"""
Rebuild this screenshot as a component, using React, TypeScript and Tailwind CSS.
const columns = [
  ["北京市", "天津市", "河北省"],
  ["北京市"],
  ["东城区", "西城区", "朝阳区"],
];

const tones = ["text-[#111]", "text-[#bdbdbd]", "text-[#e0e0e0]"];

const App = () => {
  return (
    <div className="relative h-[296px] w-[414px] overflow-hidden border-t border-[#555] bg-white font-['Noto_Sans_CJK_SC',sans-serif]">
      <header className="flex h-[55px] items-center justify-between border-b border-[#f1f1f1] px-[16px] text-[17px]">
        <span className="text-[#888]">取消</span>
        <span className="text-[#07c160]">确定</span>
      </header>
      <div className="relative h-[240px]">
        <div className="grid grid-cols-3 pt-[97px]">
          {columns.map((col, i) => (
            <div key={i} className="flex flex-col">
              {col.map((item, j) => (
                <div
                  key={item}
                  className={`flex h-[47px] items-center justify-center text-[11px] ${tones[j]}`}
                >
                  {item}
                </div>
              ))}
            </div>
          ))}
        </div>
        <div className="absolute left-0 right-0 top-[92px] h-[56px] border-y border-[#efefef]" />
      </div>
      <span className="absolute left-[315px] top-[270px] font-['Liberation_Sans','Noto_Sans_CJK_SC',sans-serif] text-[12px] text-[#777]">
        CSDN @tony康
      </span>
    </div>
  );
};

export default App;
"""
▸ EXERCISE DIRECTIONS: Transcribe the material above in its entirety. Match it exactly.

▸ SOLUTION BELOW:
Rebuild this screenshot as a component, using React, TypeScript and Tailwind CSS.
const columns = [
  ["北京市", "天津市", "河北省"],
  ["北京市"],
  ["东城区", "西城区", "朝阳区"],
];

const tones = ["text-[#111]", "text-[#bdbdbd]", "text-[#e0e0e0]"];

const App = () => {
  return (
    <div className="relative h-[296px] w-[414px] overflow-hidden border-t border-[#555] bg-white font-['Noto_Sans_CJK_SC',sans-serif]">
      <header className="flex h-[55px] items-center justify-between border-b border-[#f1f1f1] px-[16px] text-[17px]">
        <span className="text-[#888]">取消</span>
        <span className="text-[#07c160]">确定</span>
      </header>
      <div className="relative h-[240px]">
        <div className="grid grid-cols-3 pt-[97px]">
          {columns.map((col, i) => (
            <div key={i} className="flex flex-col">
              {col.map((item, j) => (
                <div
                  key={item}
                  className={`flex h-[47px] items-center justify-center text-[11px] ${tones[j]}`}
                >
                  {item}
                </div>
              ))}
            </div>
          ))}
        </div>
        <div className="absolute left-0 right-0 top-[92px] h-[56px] border-y border-[#efefef]" />
      </div>
      <span className="absolute left-[315px] top-[270px] font-['Liberation_Sans','Noto_Sans_CJK_SC',sans-serif] text-[12px] text-[#777]">
        CSDN @tony康
      </span>
    </div>
  );
};

export default App;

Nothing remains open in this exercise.